What do MySpace, Pandora, Rhapsody, and Imeem all have in common? They’re all not what they would like to be. MySpace is not Facebook, and the rest of them are not iTunes. And so I can see why all these not-others have teamed up with Google, which some say is not Apple, to offer a music platform that more or less replicates everything about the world’s leading music download service except for the iPod, which is not an ordinary MP-3 player.
I have not been an active user of the new Google music discovery service, but I think I get the picture well enough. I will summarize: if you are interested in a song, type the song’s title or some key lyrics into the Google search box, and Google (powered by all of those not-iTunes platforms) will make it possible for you to listen to some or all of the song before buying it. Now, where have we seen this consumer offering before? [Click here.]
Whether this new Google service gets any real traction with consumers remains to be seen, although in my opinion it won’t… which is to say, Google’s search market share will not meaningfully change as a result of this added application, Pandora’s traffic and Rhapsody’s subscriber growth will probably not be meaningfully different, and iTunes will retain its market leadership position. But what all this wild competitiveness and unlikely alliances underscore, is the threat that Google must feel coming its way from two distinct directions: Apple and Facebook.
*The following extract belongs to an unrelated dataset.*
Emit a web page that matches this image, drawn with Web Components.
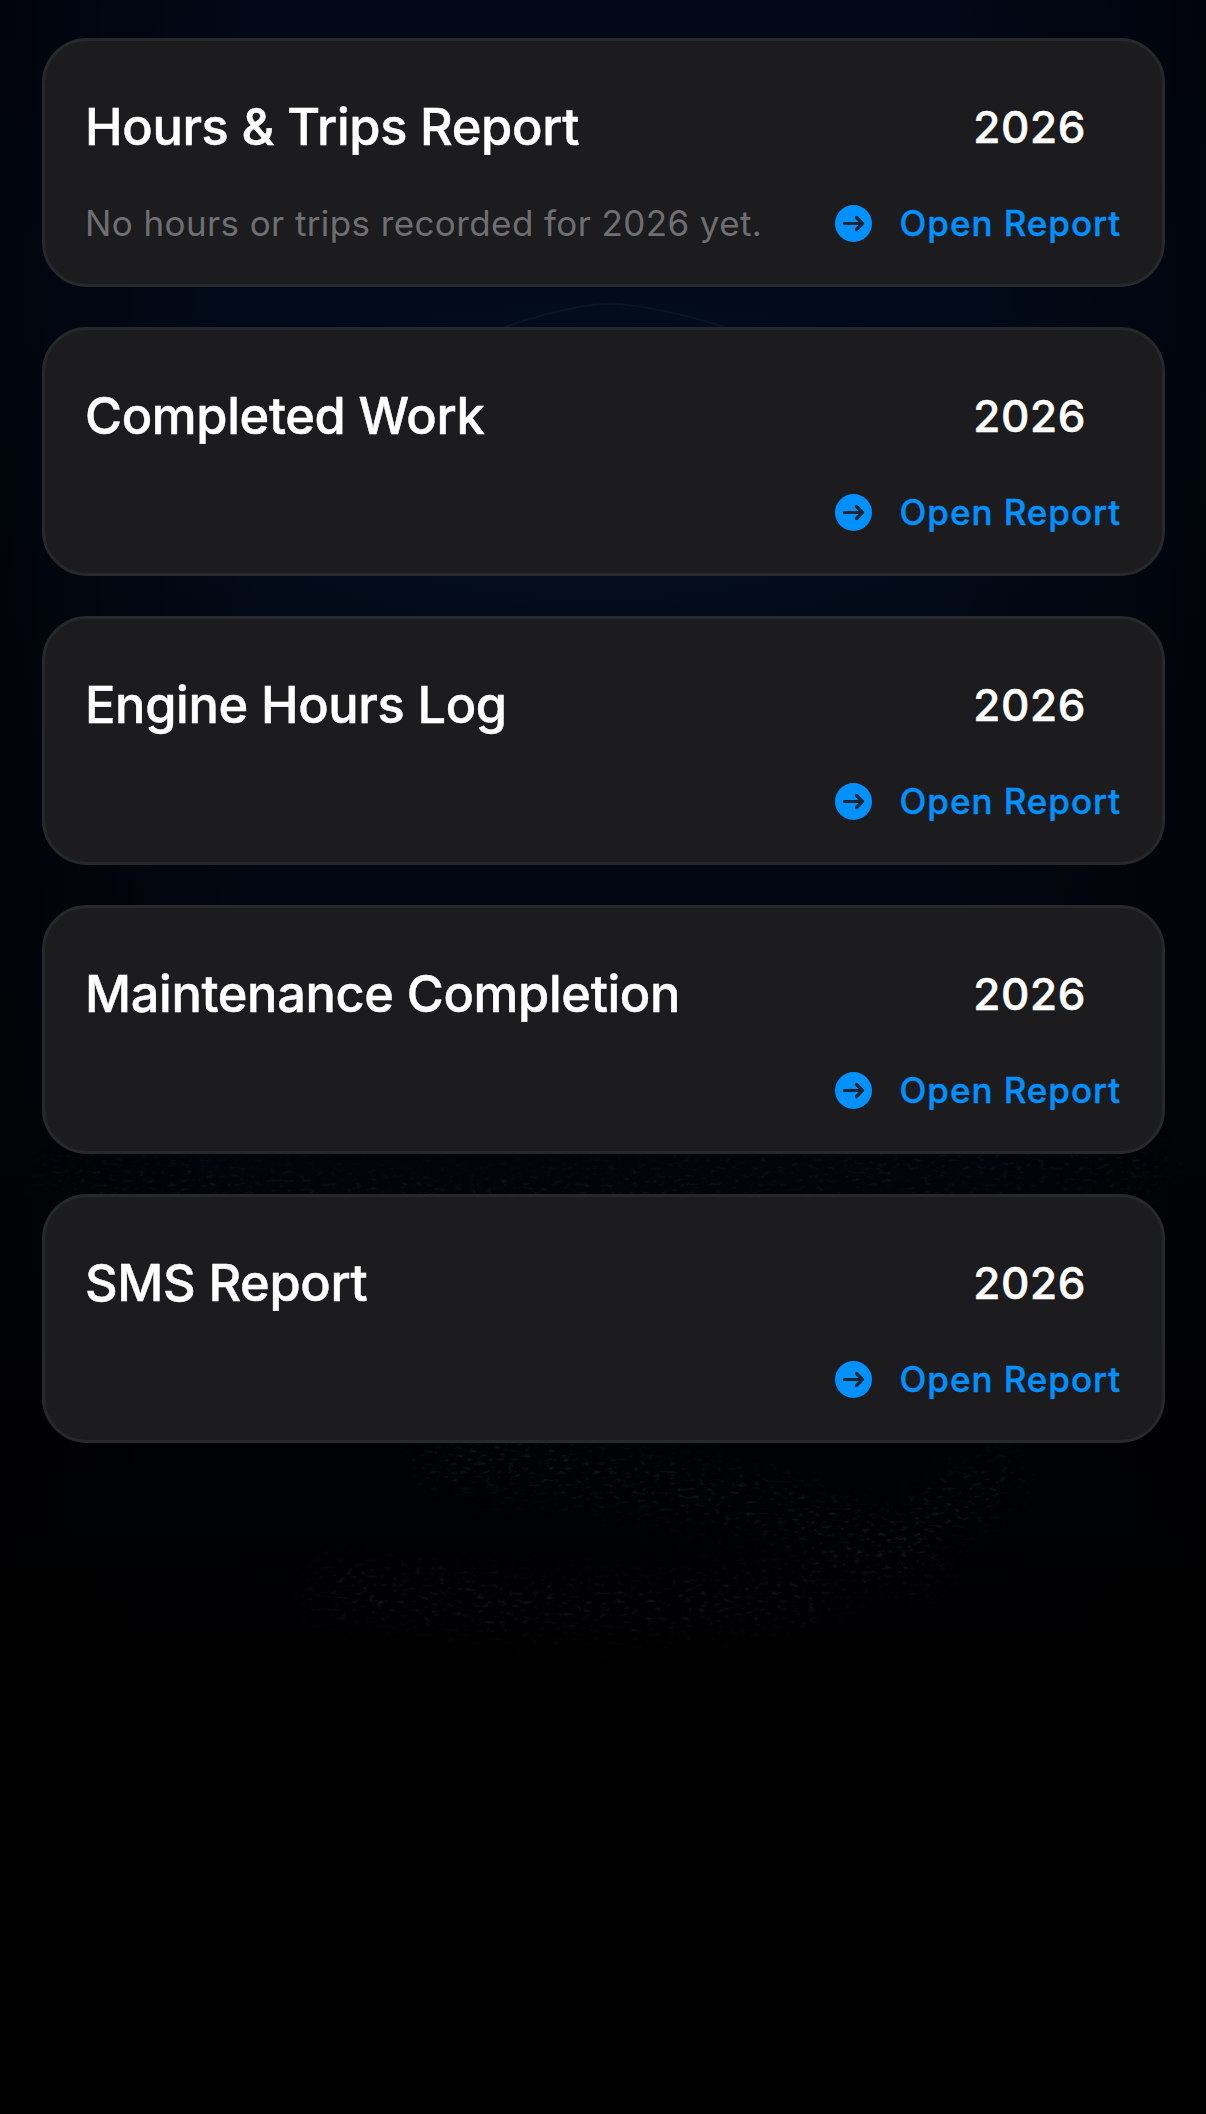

The opening paragraph’s facetiousness aside, it is interesting that Google’s tactical approach of late has been to team up with, or somehow otherwise replicate, all of the media sector’s middle of the pack: Google seeks to save newspapers by offering online digital editions and providing micropayment services. Google teams up with Internet radio and other independent digital music services, as noted above. Google tries to be a book publisher. Google offers its Android wireless platform initially to T-Mobile, that’s right, that service provider almost nobody uses, before going out more broadly to Verizon, that wireless carrier which has no iPhone.
It is as though Google is doing everything in its power to throw lifelines, to give a boost, to prop up all of the world’s not-leading platforms. I have noted in a previous entry that the advertising battle is likely to rage between the “pull” and “push” approaches of Google and Facebook respectively, and there are several industry observers who are already relying on Facebook to win. I have also commented previously on this summer’s rift between Google and Apple, and the dichotomy of utilitarian commodity vs.premium design, of free to use vs. subscription basis, of advertising vs. consumer retail, all represented by this rift.
As these battles continue to rage and as these contrasts become more pronounced, it does seem as though Apple and Facebook are becoming more focused and more comfortable with their place in the ecosystem, while Google is out there trying to be all sorts of middling new things. In the last analysis, Google may still just be a search engine, and its product is still just words.